Natuurnet uw kennismakelaar 

 

Natuurbeheerder moet eerst ‘akkeren’ voor soortenrijk grasland

15 dec 2020

De ontwikkeling van kruiden- en faunarijke graslanden blijft vaak steken in een fase met soortenarme vegetatie. Het tijdelijk toepassen van akkerbeheer kan voor een doorbraak zorgen richting een echte nectarweide, blijkt uit onderzoekin opdracht van Kennisnetwerk OBN.

Het kruiden- en faunarijk grasland (voor de kenners beheertype N12.02) is een veelvoorkomend beheertype in het Nederlandse natuurbeheer. Vooral in het droge zandlandschap neemt het een aanzienlijk areaal in. Maar dat wil niet zeggen dat al deze gebieden al rijk aan kruiden en fauna zijn. Het gaat vaak om voormalige landbouwgronden, waar zogenoemd ontwikkelingsbeheer richting een kruiden- en faunarijk grasland plaatsvindt. De beheerder probeert daarbij het teveel aan voedingstoffen in de bodem, als gevolg van vroegere bemesting, weg te krijgen door te maaien en het maaisel af te voeren.

Maar zelfs op plaatsen waar dit al jaren gebeurt, is de beoogde kruidenrijkdom vaak nog niet in zicht. Het grasland blijft steken in een soortenarme fase met dominantie van enkele grassen, zoals gestreepte witbol en gewoon struisgras. Er staan weinig kruiden en kleine fauna is er mondjesmaat te vinden.

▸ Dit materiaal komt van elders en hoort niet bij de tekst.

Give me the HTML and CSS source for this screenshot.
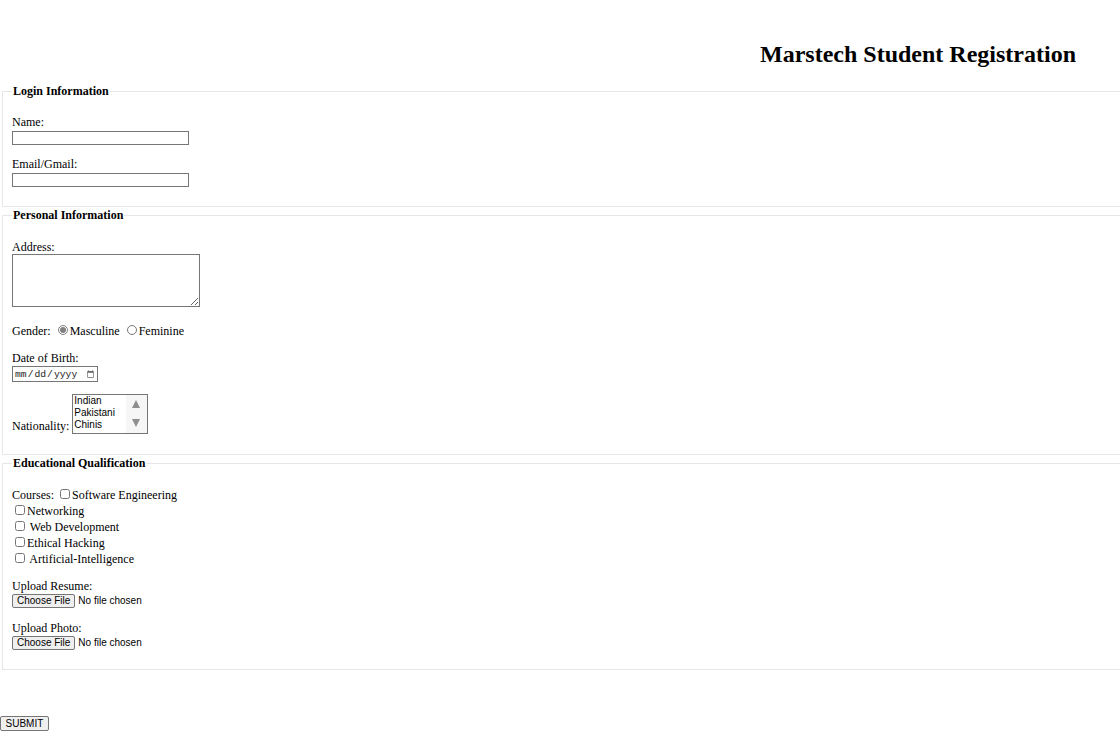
FILE: index.html
```html
<!DOCTYPE html>
<html lang="en">
<head>
<meta charset="utf-8">
<title>Marstech Student Registration</title>
<link rel="stylesheet" href="styles.css">
</head>
<body>
<h1 class="title">Marstech Student Registration</h1>
<form class="reg-form">
  <fieldset class="group group-login">
    <legend class="group-title">Login Information</legend>
    <div class="field">
      <label class="field-label" for="name">Name:</label>
      <input class="text-input" id="name" type="text">
    </div>
    <div class="field">
      <label class="field-label" for="email">Email/Gmail:</label>
      <input class="text-input" id="email" type="email">
    </div>
  </fieldset>

  <fieldset class="group group-personal">
    <legend class="group-title">Personal Information</legend>
    <div class="field">
      <label class="field-label" for="address">Address:</label>
      <textarea class="text-area" id="address"></textarea>
    </div>
    <div class="field field-gender">
      Gender: <input class="radio" type="radio" name="gender" checked>Masculine <input class="radio" type="radio" name="gender">Feminine
    </div>
    <div class="field field-date">
      <label class="field-label" for="dob">Date of Birth:</label>
      <input class="date-input" id="dob" type="date">
    </div>
    <div class="field field-nat">
      <label class="nat-label" for="nat">Nationality:</label>
      <div class="listbox">
        <select class="nat-select" id="nat" size="3">
          <option>Indian</option>
          <option>Pakistani</option>
          <option>Chinis</option>
        </select>
        <span class="listbox-bar" aria-hidden="true">
          <span class="arrow arrow-up"></span>
          <span class="arrow arrow-down"></span>
        </span>
      </div>
    </div>
  </fieldset>

  <fieldset class="group group-edu">
    <legend class="group-title">Educational Qualification</legend>
    <div class="courses">
      <div class="check-row">Courses: <input class="check" type="checkbox">Software Engineering</div>
      <div class="check-row"><input class="check" type="checkbox">Networking</div>
      <div class="check-row"><input class="check" type="checkbox"> Web Development</div>
      <div class="check-row"><input class="check" type="checkbox">Ethical Hacking</div>
      <div class="check-row"><input class="check" type="checkbox"> Artificial-Intelligence</div>
    </div>
    <div class="field field-upload">
      <label class="field-label" for="resume">Upload Resume:</label>
      <input class="file-input" id="resume" type="file">
    </div>
    <div class="field field-upload2">
      <label class="field-label" for="photo">Upload Photo:</label>
      <input class="file-input" id="photo" type="file">
    </div>
  </fieldset>

  <div class="actions">
    <button class="submit-btn" type="submit">SUBMIT</button>
  </div>
</form>
</body>
</html>
```
FILE: styles.css
```css
html, body {
  margin: 0;
  padding: 0;
  background: #ffffff;
}

body {
  font-family: "Liberation Serif", "Times New Roman", serif;
  font-size: 12px;
  line-height: 14px;
  color: #000000;
}

.title {
  margin: 40px 0 16px 0;
  padding-right: 44px;
  font-size: 24px;
  line-height: 28px;
  font-weight: bold;
  text-align: right;
}

.reg-form {
  margin: 0;
}

.group {
  margin: 0 0 1px 2px;
  padding: 5px 9px 19px 9px;
  border: 1px solid #e6e6e6;
  border-right: none;
  min-width: 0;
}

.group-personal {
  padding-bottom: 20px;
}

.group-title {
  padding: 0 1px;
  font-weight: bold;
  font-size: 12px;
  line-height: 14px;
}

.field {
  margin-top: 13px;
}

.group-login .field {
  margin-top: 12px;
}

.group-login .text-input {
  margin-top: 2px;
}

.field-label {
  display: block;
}

.text-input {
  display: block;
  box-sizing: border-box;
  width: 177px;
  height: 14px;
  margin: 1px 0 0 0;
  padding: 0 2px;
  border: 1px solid #767676;
  border-radius: 0;
  font-family: "Liberation Sans", Arial, sans-serif;
  font-size: 10px;
  background: #ffffff;
}

.text-area {
  display: block;
  box-sizing: border-box;
  width: 188px;
  height: 53px;
  margin: 0;
  padding: 1px;
  border: 1px solid #767676;
  border-radius: 0;
  font-family: "Liberation Mono", monospace;
  font-size: 10px;
}

.field-gender {
  margin-top: 17px;
}

.radio {
  width: 10px;
  height: 10px;
  margin: 0 2px 0 4px;
  vertical-align: baseline;
  accent-color: #808080;
}

.date-input {
  display: block;
  box-sizing: border-box;
  width: 86px;
  height: 16px;
  margin: 1px 0 0 0;
  padding: 0 1px;
  border: 1px solid #767676;
  border-radius: 0;
  font-family: "Liberation Mono", "DejaVu Sans Mono", monospace;
  font-size: 9.7px;
  color: #1a1a1a;
  background: #ffffff;
}

.date-input::-webkit-datetime-edit {
  padding: 0;
}

.date-input::-webkit-datetime-edit-fields-wrapper {
  padding: 0;
}

.date-input::-webkit-calendar-picker-indicator {
  width: 9px;
  height: 9px;
  padding: 0;
  margin: 0 1px 0 0;
  opacity: 0.6;
}

.field-nat {
  display: flex;
  align-items: flex-end;
  margin-top: 12px;
}

.nat-label {
  margin: 0 3px 1px 0;
}

.listbox {
  display: flex;
  box-sizing: border-box;
  width: 76px;
  height: 40px;
  border: 1px solid #767676;
  background: #ffffff;
}

.nat-select {
  box-sizing: border-box;
  width: 53px;
  height: 38px;
  margin: 0;
  padding: 0;
  border: none;
  border-radius: 0;
  outline: none;
  overflow: hidden;
  font-family: "Liberation Sans", Arial, sans-serif;
  font-size: 10px;
  color: #000000;
  background: #ffffff;
}

.nat-select option {
  padding: 0 1px;
}

.listbox-bar {
  display: flex;
  flex-direction: column;
  justify-content: space-between;
  align-items: center;
  box-sizing: border-box;
  width: 21px;
  height: 38px;
  padding: 5px 1px 6px 0;
  background: #f6f6f6;
}

.arrow {
  display: block;
  width: 0;
  height: 0;
  border-left: 4.5px solid transparent;
  border-right: 4.5px solid transparent;
}

.arrow-up {
  border-bottom: 8px solid #8e8e8e;
}

.arrow-down {
  border-top: 8px solid #8e8e8e;
}

.courses {
  margin-top: 12px;
}

.check-row {
  line-height: 16px;
}

.check {
  width: 10px;
  height: 10px;
  margin: 0 2px 1px 3px;
  vertical-align: baseline;
}

.field-upload {
  margin-top: 12px;
}

.file-input {
  display: block;
  height: 14px;
  margin: 1px 0 0 0;
  padding: 0;
  font-family: "Liberation Sans", Arial, sans-serif;
  font-size: 10px;
  line-height: 14px;
  color: #000000;
}

.file-input::file-selector-button {
  box-sizing: border-box;
  height: 14px;
  margin: 0 3px 0 0;
  padding: 0 4px;
  border: 1px solid #767676;
  border-radius: 2px;
  background: #efefef;
  color: #000000;
  font: inherit;
  line-height: 12px;
}

.actions {
  margin-top: 46px;
}

.submit-btn {
  display: block;
  box-sizing: border-box;
  height: 15px;
  margin: 0;
  padding: 0 4.5px;
  border: 1px solid #767676;
  border-radius: 2px;
  background: #efefef;
  color: #000000;
  font-family: "Liberation Sans", Arial, sans-serif;
  font-size: 10px;
  line-height: 13px;
}
```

Roggeteelt en zwarte braak
Om erachter te komen hoe deze gebieden toch verder te ontwikkelen zijn naar een echt kruiden- en faunarijk grasland, startten onderzoekers van KWR Water Research Institute, RHDHV, Eichhorn Ecologie en Courbois Flora & Fauna Expert, in opdracht van Kennisnetwerk OBN, een experiment met verschillende vormen van akkerbeheer. Het vermoeden bestond namelijk dat het tijdelijk beheren van het gebied als akker, de vegetatie daarna de juiste richting in kon sturen. Naast regulier hooilandbeheer werd geëxperimenteerd met tijdelijke roggeteelt en zwarte braak, het gedurende een groeiseizoen herhaaldelijk frezen van de bodem.

Kruiden krijgen een kans
De onderzoeken lieten zien dat roggeteelt en vooral zwarte braak gunstige effecten hadden op de samenstelling van de vegetatie, zelfs bij hoge fosfaatgehalten in de bodem. Op plekken waar de biomassaproductie laag is, bijvoorbeeld door een lager stikstof- of vochtgehalte in de bodem, bleek het akkerbeheer bovendien extra veel effect te hebben. Doordat de vegetatie daar niet zo snel dichtgroeit, krijgen zowel ingezaaide als niet-ingezaaide kruiden veel meer kans om zich te vestigen. Naast een tijdelijk akkerbeheer, raden de onderzoekers daarom ook aan vooral door te gaan met het verschralingsbeheer.

Insectenfauna
In de experimenten was nog geen toename van de fauna te zien, maar vermoedelijk heeft dat te maken met de korte duur van het onderzoek. Bij de experimenten met zwarte braak kwamen wel veel nectarplanten tevoorschijn, wat op termijn zal leiden tot een toename van vlinders en bestuivende insecten, verwachten de onderzoekers. Om het werkelijke effect te weten op de insectenfauna (en ook op de grotere fauna die hiervan leeft) is langduriger onderzoek nodig, evenals voor de langetermijneffecten op de vegetatie zelf.

Bodemleven
In een aanvullend onderzoek op de locatie Soeslo is door het bureau Datura met behulp van e-DNA gekeken naar het kleinste bodemleven. Met deze methode wordt aan de hand van DNA-sporen van organismen bepaald wat er in de bodem leeft. De onderzoekers vonden weinig verschillen tussen de onderzochte methoden. Ze concluderen dat het voor de bodemfauna geen kwaad kan als dit tijdelijke akkerbeheer op grote schaal wordt toegepast. Ook hier wordt aangeraden de maatregelen goed te volgen, zodat meer kennis opgedaan kan worden over hoe de levensgemeenschap in de bodem zich ontwikkelt wanneer landbouwgrond wordt omgevormd tot natuur.

E-learning
Om natuurbeheerders verder wegwijs te maken in een effectief graslandbeheer is deze nieuwe kennis verwerkt in een module 'Kruiden- en faunarijke graslanden'op het e-learningsplatform Leer je groen. De module is nu beschikbaar voor beheerders van organisaties die aangesloten zijn bij het platform.